■ Short exercise ■
Using the listing below, report all lines holding the word "component".

■ Data for this exercise ■
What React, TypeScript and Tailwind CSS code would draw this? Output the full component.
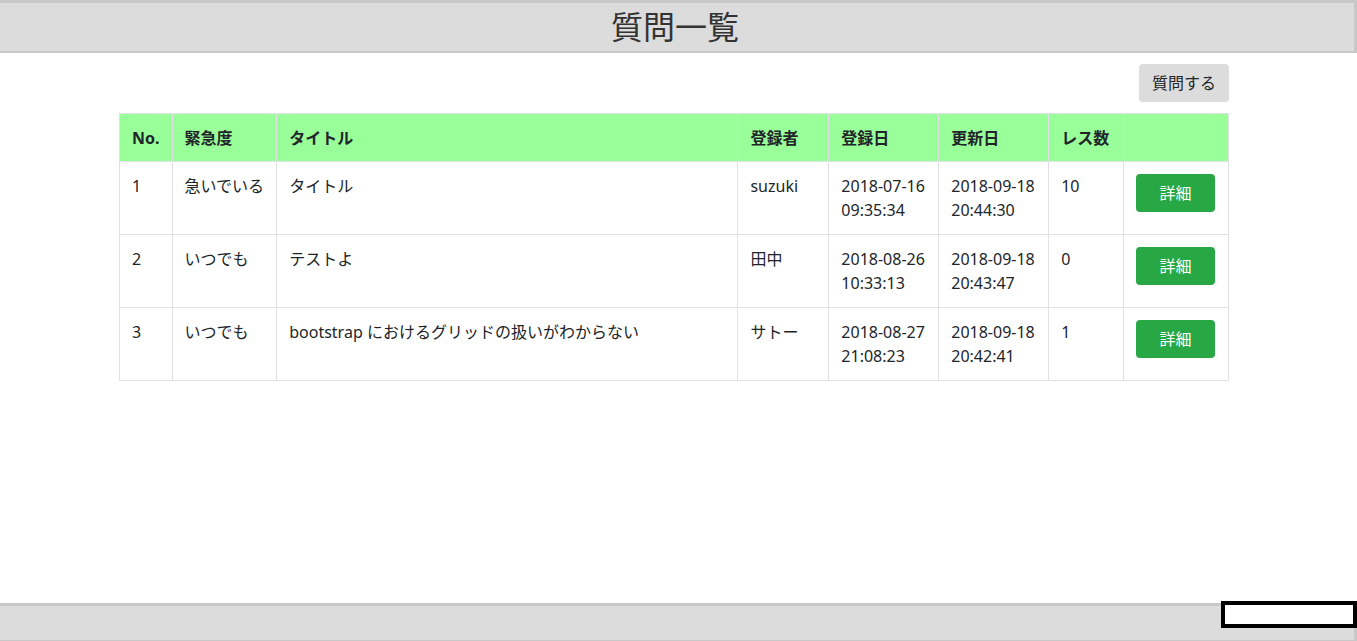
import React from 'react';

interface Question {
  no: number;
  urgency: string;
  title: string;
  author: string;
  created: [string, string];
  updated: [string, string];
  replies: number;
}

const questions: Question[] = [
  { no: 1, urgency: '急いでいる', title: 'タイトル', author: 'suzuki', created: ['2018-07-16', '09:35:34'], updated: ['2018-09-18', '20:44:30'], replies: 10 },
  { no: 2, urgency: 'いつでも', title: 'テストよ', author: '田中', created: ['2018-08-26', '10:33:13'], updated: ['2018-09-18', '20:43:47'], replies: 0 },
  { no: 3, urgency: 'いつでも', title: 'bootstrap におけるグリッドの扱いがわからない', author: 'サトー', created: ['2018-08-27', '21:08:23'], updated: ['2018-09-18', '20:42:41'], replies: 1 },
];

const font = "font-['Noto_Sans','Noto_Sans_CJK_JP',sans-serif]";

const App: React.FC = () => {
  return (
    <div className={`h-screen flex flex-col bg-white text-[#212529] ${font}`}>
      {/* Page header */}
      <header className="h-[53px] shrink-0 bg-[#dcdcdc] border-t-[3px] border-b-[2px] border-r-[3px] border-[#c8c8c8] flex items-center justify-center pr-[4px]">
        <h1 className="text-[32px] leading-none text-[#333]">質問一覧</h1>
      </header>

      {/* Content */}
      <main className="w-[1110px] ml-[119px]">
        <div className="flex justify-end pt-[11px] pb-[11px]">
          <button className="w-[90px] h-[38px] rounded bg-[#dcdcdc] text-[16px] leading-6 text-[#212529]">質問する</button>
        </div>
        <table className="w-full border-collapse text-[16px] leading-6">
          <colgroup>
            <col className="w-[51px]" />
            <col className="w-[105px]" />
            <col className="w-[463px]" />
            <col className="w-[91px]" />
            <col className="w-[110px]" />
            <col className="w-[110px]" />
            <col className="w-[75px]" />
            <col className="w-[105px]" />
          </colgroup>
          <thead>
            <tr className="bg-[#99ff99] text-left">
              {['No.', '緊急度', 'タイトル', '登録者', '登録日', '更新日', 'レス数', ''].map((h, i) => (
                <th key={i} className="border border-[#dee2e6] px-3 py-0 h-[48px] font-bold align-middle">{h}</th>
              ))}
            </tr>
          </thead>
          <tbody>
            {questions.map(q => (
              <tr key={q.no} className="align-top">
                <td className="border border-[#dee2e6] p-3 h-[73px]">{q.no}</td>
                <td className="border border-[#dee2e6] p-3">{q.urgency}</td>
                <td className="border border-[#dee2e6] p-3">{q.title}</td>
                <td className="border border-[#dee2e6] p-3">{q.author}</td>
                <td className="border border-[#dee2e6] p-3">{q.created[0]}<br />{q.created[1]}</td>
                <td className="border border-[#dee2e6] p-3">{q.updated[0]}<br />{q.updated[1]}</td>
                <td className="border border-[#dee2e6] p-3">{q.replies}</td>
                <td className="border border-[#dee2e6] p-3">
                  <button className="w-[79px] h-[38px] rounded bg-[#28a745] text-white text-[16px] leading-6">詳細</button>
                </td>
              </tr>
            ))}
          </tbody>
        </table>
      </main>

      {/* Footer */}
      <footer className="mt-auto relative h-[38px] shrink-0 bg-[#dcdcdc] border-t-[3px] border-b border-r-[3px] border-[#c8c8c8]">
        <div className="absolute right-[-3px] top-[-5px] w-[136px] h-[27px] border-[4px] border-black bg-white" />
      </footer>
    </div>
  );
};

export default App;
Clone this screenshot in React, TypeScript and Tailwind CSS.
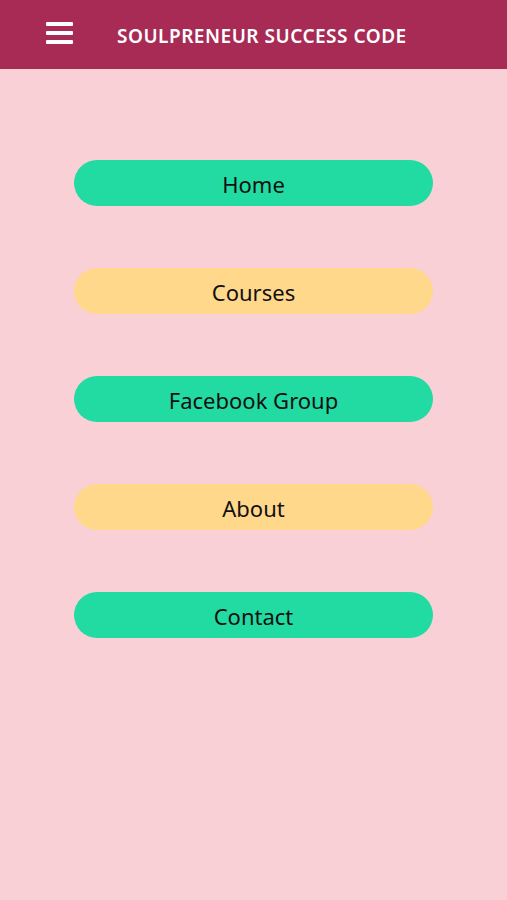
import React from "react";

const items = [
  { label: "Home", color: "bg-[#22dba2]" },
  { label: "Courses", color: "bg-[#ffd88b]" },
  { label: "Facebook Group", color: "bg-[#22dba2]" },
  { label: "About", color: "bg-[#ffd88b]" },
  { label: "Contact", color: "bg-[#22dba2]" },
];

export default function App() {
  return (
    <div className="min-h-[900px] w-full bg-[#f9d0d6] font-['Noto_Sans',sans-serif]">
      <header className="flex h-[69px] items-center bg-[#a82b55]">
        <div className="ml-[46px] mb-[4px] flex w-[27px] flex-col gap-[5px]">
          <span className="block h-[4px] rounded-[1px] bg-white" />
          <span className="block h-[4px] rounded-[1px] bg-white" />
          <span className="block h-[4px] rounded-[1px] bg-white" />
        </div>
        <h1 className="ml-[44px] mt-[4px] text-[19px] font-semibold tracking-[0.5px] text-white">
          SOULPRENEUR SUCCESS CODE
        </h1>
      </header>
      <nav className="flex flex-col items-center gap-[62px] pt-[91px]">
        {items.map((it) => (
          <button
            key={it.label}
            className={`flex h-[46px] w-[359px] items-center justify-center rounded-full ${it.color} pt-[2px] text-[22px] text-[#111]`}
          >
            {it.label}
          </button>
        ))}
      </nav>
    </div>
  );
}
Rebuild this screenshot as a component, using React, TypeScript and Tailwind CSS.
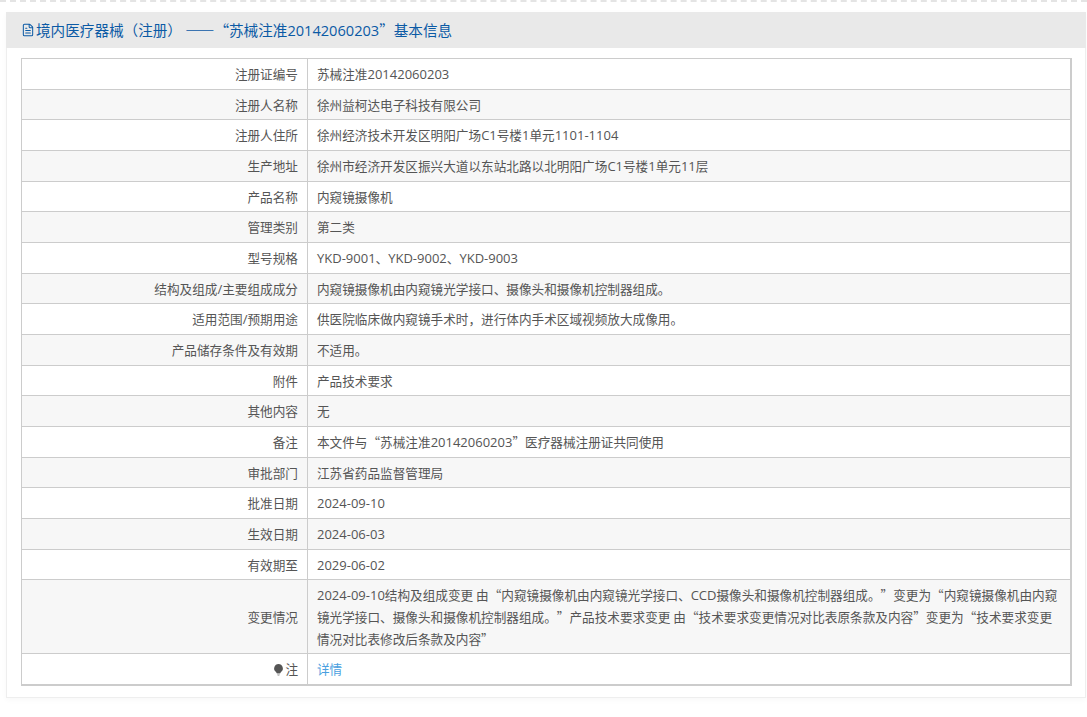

■ The output ■
What React, TypeScript and Tailwind CSS code would draw this? Output the full component.
Rebuild this screenshot as a component, using React, TypeScript and Tailwind CSS.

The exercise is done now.